4/8 What defines upper class, middle class, and lower class? Income?
Post tax income? Post tax deduction income? How about asset and
liabilities? I mean, don't most homeowners with mortgages have
LIABILITIES since they OWE money? If we count mortgage and
credit card debts, wouldn't most Americans be lower class?
\- YMWTR: PFUSSEL: Class. I personally think that is a crappy
book, but YMMV. You cannot use income alone because of the
"well known" "graduate student problem" ... i.e. the wealthy
harvard/bennington classic major with no income but a lot
of wealth. I think the Robert Nozick "life chances" approach
is not a bad one, but ultimately these kinds of definitions
depend on what kinds of questions you are trying to answer.
\_ Hey dumbass, it's 4/9 not 4/8
\_ Assets - liabilities, dumb ass. I owe hundreds of thousands of
dollars, but my property is worth more than I owe by a long shot.
\_ Your property is worth more than you owe the moment you sell
it and make profit. Until then, you're just a theoretical
paper millionaire.
\_ Spoken by someone who doesn't have the first clue about
investing. Do you think that the wealthy keep their
assets in their savings accounts?
\_ Have you been keeping track of this housing bubble
thing?
\_ All investing involves risk, that is why you get
a premium for it.
\_ Homes are not investments. They are shelters.
\_ "My property" is a multi-unit investment. How much
investment property do you own?
\_ Upper Class - People whose daddy paid for them to go to an Ivy
league school and get a non-technical education
and/or people whose daddy was a "Lord," a "Sir,"
a "Duke," blue-blood from Massachusetts, &c.
Middle Class - People who went to public school and got a
technical education and in all likelihood ended
up working for someone whose daddy paid for them
to go an Ivy league school for a non-technical
education
Lower Class - People who went to state school for a non-technical
education which qualified them to make overpriced
coffee
Under Class - Everyone else.
\_ Interesting that you define it by education level. What about
someone who worked through a good college?
\_ Upper Middle Class - Worked his/her way to a technical degree
at a good school or a professional
degree (jd, md, cpa) at a decent (above
3d tier) school
Note: This does not include those who worked at daddy's law
firm, daddy's IB, daddy's congressional staff
\_ Those who funnel a constant supply of fresh interns for
daddy's consumption.
\_ What is "public school" vs. "state school"? Are you using UK
terminology here?
\_ I am using ther terms interchangably. My perspective is that
someone who went a public (state run/funded) school for a
technical education is most likely middle class, i.e. your
average engineer, scientist, &c. If you went to a top public
school (e.g. Cal), you are probably upper middle class, as
below.
I think that someone who worked their way through a technical
degree at a good school (public or private, i.e. Cal, MIT,
CMU, &c.) or worked their way through a professional degree
at any decent school is likely upper middle class. Basically,
if you are upper class, why would you have to work your way
through school? And if you worked your way through school, it
probably means you need to keep working to keep your life,
family, &c. going. If you are upper class, you don't need to
work to keep things going. Well, unless you are one of the
impoverished aristocracy. But, I've already covered that.

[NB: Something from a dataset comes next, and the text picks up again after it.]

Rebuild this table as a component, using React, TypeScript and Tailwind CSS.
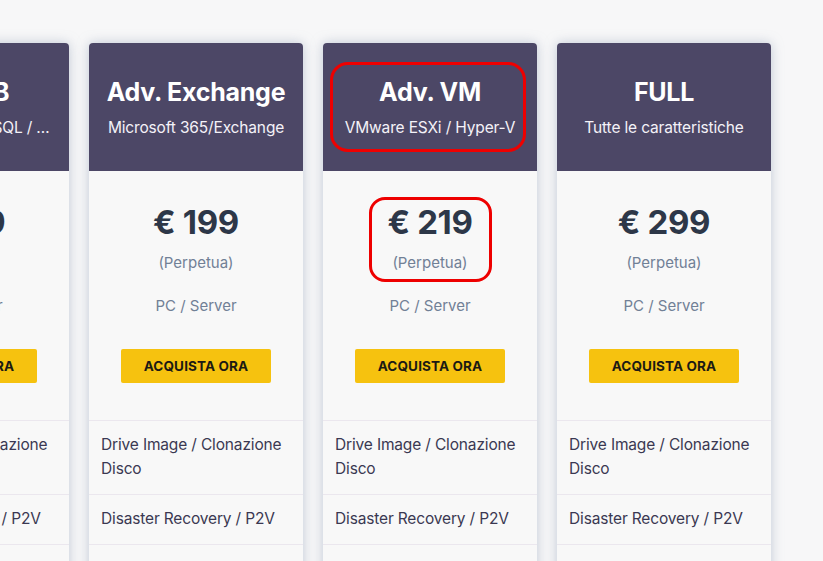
import React from "react";

type Plan = {
  title: string;
  subtitle: string;
  price: string;
  highlight?: boolean;
};

const plans: Plan[] = [
  { title: "Adv. DB", subtitle: "SQL Server / MySQL / …", price: "€ 149" },
  { title: "Adv. Exchange", subtitle: "Microsoft 365/Exchange", price: "€ 199" },
  { title: "Adv. VM", subtitle: "VMware ESXi / Hyper-V", price: "€ 219", highlight: true },
  { title: "FULL", subtitle: "Tutte le caratteristiche", price: "€ 299" },
];

const features = [
  "Drive Image / Clonazione Disco",
  "Disaster Recovery / P2V",
  "Backup su cloud / storage remoto",
];

function PlanCard({ plan }: { plan: Plan }) {
  return (
    <div className="relative flex w-[214px] shrink-0 flex-col rounded-t-[4px] bg-[#f8f8f8] shadow-[0_0_12px_rgba(148,163,184,0.55)]">
      <div className="flex h-[128px] flex-col items-center rounded-t-[4px] bg-[#4c4766] px-4 pt-[33px] text-white">
        <h2 className="text-[25px] font-bold leading-[32px] tracking-[-0.01em]">{plan.title}</h2>
        <p className="mt-[9px] whitespace-nowrap text-center text-[15.5px] leading-[22px] tracking-[-0.01em] text-[#f4f2f8]">
          {plan.subtitle}
        </p>
      </div>

      <div className="flex flex-col items-center pt-[31px]">
        <div className="text-[33px] font-bold leading-[40px] tracking-[-0.01em] text-[#2d3748]">{plan.price}</div>
        <div className="mt-[10px] text-[15px] leading-[22px] text-[#718096]">(Perpetua)</div>
        <div className="mt-[21px] text-[15px] leading-[22px] text-[#718096]">PC / Server</div>
        <button
          type="button"
          className="mt-[32px] h-[34px] w-[150px] rounded-[2px] bg-[#f6c20f] text-[13.5px] font-bold tracking-[0.01em] text-[#1c1a14]"
        >
          ACQUISTA ORA
        </button>
      </div>

      <ul className="mt-[37px] flex flex-col">
        {features.map((f) => (
          <li
            key={f}
            className="border-t border-[#ebe7ee] px-3 pt-3 pb-[13px] text-[15.5px] leading-6 tracking-[-0.01em] text-[#3b3852]"
          >
            {f}
          </li>
        ))}
      </ul>

      {plan.highlight && (
        <>
          <div className="pointer-events-none absolute left-[7px] top-[19px] h-[90px] w-[196px] rounded-[18px] border-[3px] border-[#ee0000]" />
          <div className="pointer-events-none absolute left-[46px] top-[154px] h-[85px] w-[123px] rounded-[16px] border-[3px] border-[#ee0000]" />
        </>
      )}
    </div>
  );
}

export default function App() {
  return (
    <div
      className="h-[561px] w-[823px] overflow-hidden bg-[#f7f7f8]"
      style={{ fontFamily: "Inter, 'Noto Sans', sans-serif" }}
    >
      <div className="ml-[-145px] flex gap-5 pt-[43px]">
        {plans.map((p) => (
          <PlanCard key={p.title} plan={p} />
        ))}
      </div>
    </div>
  );
}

\_ What if you work your way through school, get a job at
Google pre-ipo and are suddenly worth $40M and retire
at 30? Are you upper class or middle class or what?
\_ I think such people fall into the "lucky bastard"
class. But if they let the money go to their head,
I think they end up in the "pompous ass" class,
which has some essential similarities with the upper
class.
\_ Family background, education, wealth, manners.
http://www.csua.org/u/l93 (NYT)
\- i think the appropriateness of this "quintile" model depends
on what question you are trying to answer or what phenomena
you are interested in. for example i suspect there isnt
a lot of competition or rank consciousness between the students
ranked 80-90th in a graduating class and the students ranked
60-70th out of 300 ... compared to the people in #1-5. the
wealth axis is the interesting of there w.r.t. to sloda people.
\_ It should actually be the manners axis that sodans should
be concerning themselves with.
be concerning themselves with. But some people wouldn't have
any class, even if they made millions.
\_ Most amusing is that in order of prestige, they have doctor,
lawyer, DBA, system administrator as 1, 2, 3 and 4 (out of
hundreds). I never knew that system administration was so
well respected.
\_ Oh, it is very well respected to people who are not
in tech. They think that sys adms have "root" and thus
are the almighty ones who rule the tech world.
\_ Are we not? I'm surprised that DBA was ranked
higher. DBA is even more blue collar than Sys Admin
in my experience.
\_ Wall Street DBAs are very very well respected.